# Record list
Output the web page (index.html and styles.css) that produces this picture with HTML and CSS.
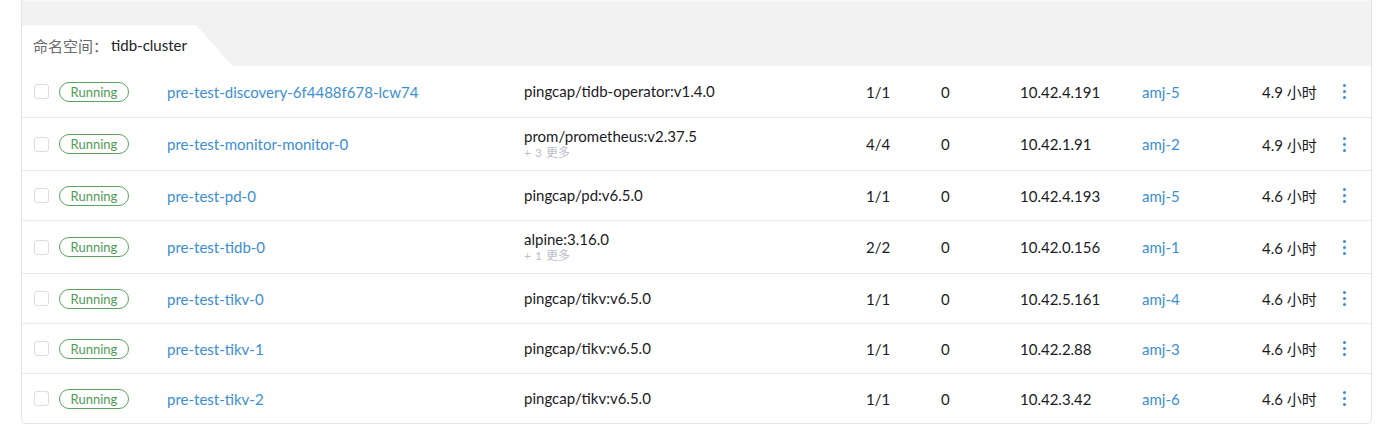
FILE: index.html
```html
<!DOCTYPE html>
<html>
<head>
<meta charset="utf-8">
<link rel="stylesheet" href="styles.css">
</head>
<body>
<div class="panel">
  <div class="head">
    <div class="tab"><span class="lbl">命名空间：</span><span class="ns">tidb-cluster</span></div>
  </div>
  <div class="row r51">
    <span class="cb"></span><span class="badge">Running</span>
    <a class="name">pre-test-discovery-6f4488f678-lcw74</a>
    <div class="img"><div>pingcap/tidb-operator:v1.4.0</div></div>
    <span>1/1</span><span>0</span><span>10.42.4.191</span><a class="node">amj-5</a><span>4.9 小时</span>
    <span class="kebab"><i></i><i></i><i></i></span>
  </div>
  <div class="row r53">
    <span class="cb"></span><span class="badge">Running</span>
    <a class="name">pre-test-monitor-monitor-0</a>
    <div class="img"><div>prom/prometheus:v2.37.5</div><div class="more">+ 3 更多</div></div>
    <span>4/4</span><span>0</span><span>10.42.1.91</span><a class="node">amj-2</a><span>4.9 小时</span>
    <span class="kebab"><i></i><i></i><i></i></span>
  </div>
  <div class="row r50">
    <span class="cb"></span><span class="badge">Running</span>
    <a class="name">pre-test-pd-0</a>
    <div class="img"><div>pingcap/pd:v6.5.0</div></div>
    <span>1/1</span><span>0</span><span>10.42.4.193</span><a class="node">amj-5</a><span>4.6 小时</span>
    <span class="kebab"><i></i><i></i><i></i></span>
  </div>
  <div class="row r53">
    <span class="cb"></span><span class="badge">Running</span>
    <a class="name">pre-test-tidb-0</a>
    <div class="img"><div>alpine:3.16.0</div><div class="more">+ 1 更多</div></div>
    <span>2/2</span><span>0</span><span>10.42.0.156</span><a class="node">amj-1</a><span>4.6 小时</span>
    <span class="kebab"><i></i><i></i><i></i></span>
  </div>
  <div class="row r50">
    <span class="cb"></span><span class="badge">Running</span>
    <a class="name">pre-test-tikv-0</a>
    <div class="img"><div>pingcap/tikv:v6.5.0</div></div>
    <span>1/1</span><span>0</span><span>10.42.5.161</span><a class="node">amj-4</a><span>4.6 小时</span>
    <span class="kebab"><i></i><i></i><i></i></span>
  </div>
  <div class="row r50">
    <span class="cb"></span><span class="badge">Running</span>
    <a class="name">pre-test-tikv-1</a>
    <div class="img"><div>pingcap/tikv:v6.5.0</div></div>
    <span>1/1</span><span>0</span><span>10.42.2.88</span><a class="node">amj-3</a><span>4.6 小时</span>
    <span class="kebab"><i></i><i></i><i></i></span>
  </div>
  <div class="row r50 last">
    <span class="cb"></span><span class="badge">Running</span>
    <a class="name">pre-test-tikv-2</a>
    <div class="img"><div>pingcap/tikv:v6.5.0</div></div>
    <span>1/1</span><span>0</span><span>10.42.3.42</span><a class="node">amj-6</a><span>4.6 小时</span>
    <span class="kebab"><i></i><i></i><i></i></span>
  </div>
</div>
</body>
</html>
```

FILE: styles.css
```css
html, body {
  margin: 0;
  padding: 0;
  background: #ffffff;
}
body {
  font-family: Lato, "Noto Sans CJK SC", sans-serif;
  font-size: 15px;
  color: #1b1b24;
}
.panel {
  margin-left: 21px;
  width: 1349px;
  border: 1px solid #e4e4ec;
  border-top: none;
  border-radius: 0 0 5px 5px;
  overflow: hidden;
}
.head {
  background: #f2f2f2;
  height: 66px;
  box-sizing: border-box;
  padding-top: 24px;
  border-top: 1px solid #f7f7f7;
}
.tab {
  width: 211px;
  height: 42px;
  background: #ffffff;
  border-top-left-radius: 4px;
  clip-path: polygon(0 0, 174px 0, 100% 100%, 0 100%);
  box-sizing: border-box;
  padding-left: 11px;
  display: flex;
  align-items: center;
  padding-bottom: 2px;
}
.lbl { color: #6a6a6a; }
.ns { color: #222; margin-left: 3px; }
.row {
  display: grid;
  grid-template-columns: 25px 108px 357px 342px 75px 79px 122px 120px 76px 1fr;
  align-items: center;
  padding-left: 12px;
  border-bottom: 1px solid #e8e8ef;
}
.row.last { border-bottom: none; }
.r50 { height: 49px; }
.r51 { height: 51px; }
.r53 { height: 52px; }
.cb {
  width: 13px;
  height: 13px;
  border: 1px solid #dddde5;
  border-radius: 3px;
  box-sizing: content-box;
}
.badge {
  width: 70px;
  height: 20px;
  box-sizing: border-box;
  border: 1px solid #5ba25f;
  border-radius: 10px;
  color: #4f9a53;
  font-size: 13px;
  display: flex;
  align-items: center;
  justify-content: center;
}
.name, .node {
  color: #3b8ed4;
  text-decoration: none;
}
.img { line-height: 17px; }
.more {
  color: #bdbdcc;
  font-size: 12px;
  line-height: 16px;
  word-spacing: 1px;
}
.kebab {
  display: flex;
  flex-direction: column;
  gap: 3px;
  padding-left: 5px;
}
.kebab i {
  display: block;
  width: 3px;
  height: 3px;
  border-radius: 50%;
  background: #3b8ed4;
}
```
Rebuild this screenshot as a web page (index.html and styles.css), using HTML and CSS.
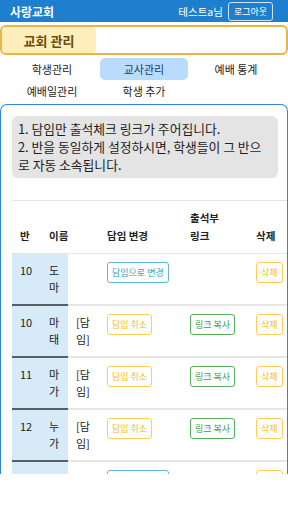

# Work required
Leave the pictures out and reproduce all of the records exactly.

# Answer
Output the web page (index.html and styles.css) that produces this picture with HTML and CSS.
FILE: index.html
```html
<!DOCTYPE html>
<html>
<head>
<meta charset="utf-8">
<link rel="stylesheet" href="styles.css">
</head>
<body>
<div class="panel">
  <div class="head">
    <div class="tab"><span class="lbl">命名空间：</span><span class="ns">tidb-cluster</span></div>
  </div>
  <div class="row r51">
    <span class="cb"></span><span class="badge">Running</span>
    <a class="name">pre-test-discovery-6f4488f678-lcw74</a>
    <div class="img"><div>pingcap/tidb-operator:v1.4.0</div></div>
    <span>1/1</span><span>0</span><span>10.42.4.191</span><a class="node">amj-5</a><span>4.9 小时</span>
    <span class="kebab"><i></i><i></i><i></i></span>
  </div>
  <div class="row r53">
    <span class="cb"></span><span class="badge">Running</span>
    <a class="name">pre-test-monitor-monitor-0</a>
    <div class="img"><div>prom/prometheus:v2.37.5</div><div class="more">+ 3 更多</div></div>
    <span>4/4</span><span>0</span><span>10.42.1.91</span><a class="node">amj-2</a><span>4.9 小时</span>
    <span class="kebab"><i></i><i></i><i></i></span>
  </div>
  <div class="row r50">
    <span class="cb"></span><span class="badge">Running</span>
    <a class="name">pre-test-pd-0</a>
    <div class="img"><div>pingcap/pd:v6.5.0</div></div>
    <span>1/1</span><span>0</span><span>10.42.4.193</span><a class="node">amj-5</a><span>4.6 小时</span>
    <span class="kebab"><i></i><i></i><i></i></span>
  </div>
  <div class="row r53">
    <span class="cb"></span><span class="badge">Running</span>
    <a class="name">pre-test-tidb-0</a>
    <div class="img"><div>alpine:3.16.0</div><div class="more">+ 1 更多</div></div>
    <span>2/2</span><span>0</span><span>10.42.0.156</span><a class="node">amj-1</a><span>4.6 小时</span>
    <span class="kebab"><i></i><i></i><i></i></span>
  </div>
  <div class="row r50">
    <span class="cb"></span><span class="badge">Running</span>
    <a class="name">pre-test-tikv-0</a>
    <div class="img"><div>pingcap/tikv:v6.5.0</div></div>
    <span>1/1</span><span>0</span><span>10.42.5.161</span><a class="node">amj-4</a><span>4.6 小时</span>
    <span class="kebab"><i></i><i></i><i></i></span>
  </div>
  <div class="row r50">
    <span class="cb"></span><span class="badge">Running</span>
    <a class="name">pre-test-tikv-1</a>
    <div class="img"><div>pingcap/tikv:v6.5.0</div></div>
    <span>1/1</span><span>0</span><span>10.42.2.88</span><a class="node">amj-3</a><span>4.6 小时</span>
    <span class="kebab"><i></i><i></i><i></i></span>
  </div>
  <div class="row r50 last">
    <span class="cb"></span><span class="badge">Running</span>
    <a class="name">pre-test-tikv-2</a>
    <div class="img"><div>pingcap/tikv:v6.5.0</div></div>
    <span>1/1</span><span>0</span><span>10.42.3.42</span><a class="node">amj-6</a><span>4.6 小时</span>
    <span class="kebab"><i></i><i></i><i></i></span>
  </div>
</div>
</body>
</html>
```

FILE: styles.css
```css
html, body {
  margin: 0;
  padding: 0;
  background: #ffffff;
}
body {
  font-family: Lato, "Noto Sans CJK SC", sans-serif;
  font-size: 15px;
  color: #1b1b24;
}
.panel {
  margin-left: 21px;
  width: 1349px;
  border: 1px solid #e4e4ec;
  border-top: none;
  border-radius: 0 0 5px 5px;
  overflow: hidden;
}
.head {
  background: #f2f2f2;
  height: 66px;
  box-sizing: border-box;
  padding-top: 24px;
  border-top: 1px solid #f7f7f7;
}
.tab {
  width: 211px;
  height: 42px;
  background: #ffffff;
  border-top-left-radius: 4px;
  clip-path: polygon(0 0, 174px 0, 100% 100%, 0 100%);
  box-sizing: border-box;
  padding-left: 11px;
  display: flex;
  align-items: center;
  padding-bottom: 2px;
}
.lbl { color: #6a6a6a; }
.ns { color: #222; margin-left: 3px; }
.row {
  display: grid;
  grid-template-columns: 25px 108px 357px 342px 75px 79px 122px 120px 76px 1fr;
  align-items: center;
  padding-left: 12px;
  border-bottom: 1px solid #e8e8ef;
}
.row.last { border-bottom: none; }
.r50 { height: 49px; }
.r51 { height: 51px; }
.r53 { height: 52px; }
.cb {
  width: 13px;
  height: 13px;
  border: 1px solid #dddde5;
  border-radius: 3px;
  box-sizing: content-box;
}
.badge {
  width: 70px;
  height: 20px;
  box-sizing: border-box;
  border: 1px solid #5ba25f;
  border-radius: 10px;
  color: #4f9a53;
  font-size: 13px;
  display: flex;
  align-items: center;
  justify-content: center;
}
.name, .node {
  color: #3b8ed4;
  text-decoration: none;
}
.img { line-height: 17px; }
.more {
  color: #bdbdcc;
  font-size: 12px;
  line-height: 16px;
  word-spacing: 1px;
}
.kebab {
  display: flex;
  flex-direction: column;
  gap: 3px;
  padding-left: 5px;
}
.kebab i {
  display: block;
  width: 3px;
  height: 3px;
  border-radius: 50%;
  background: #3b8ed4;
}
```
Rebuild this screenshot as a web page (index.html and styles.css), using HTML and CSS.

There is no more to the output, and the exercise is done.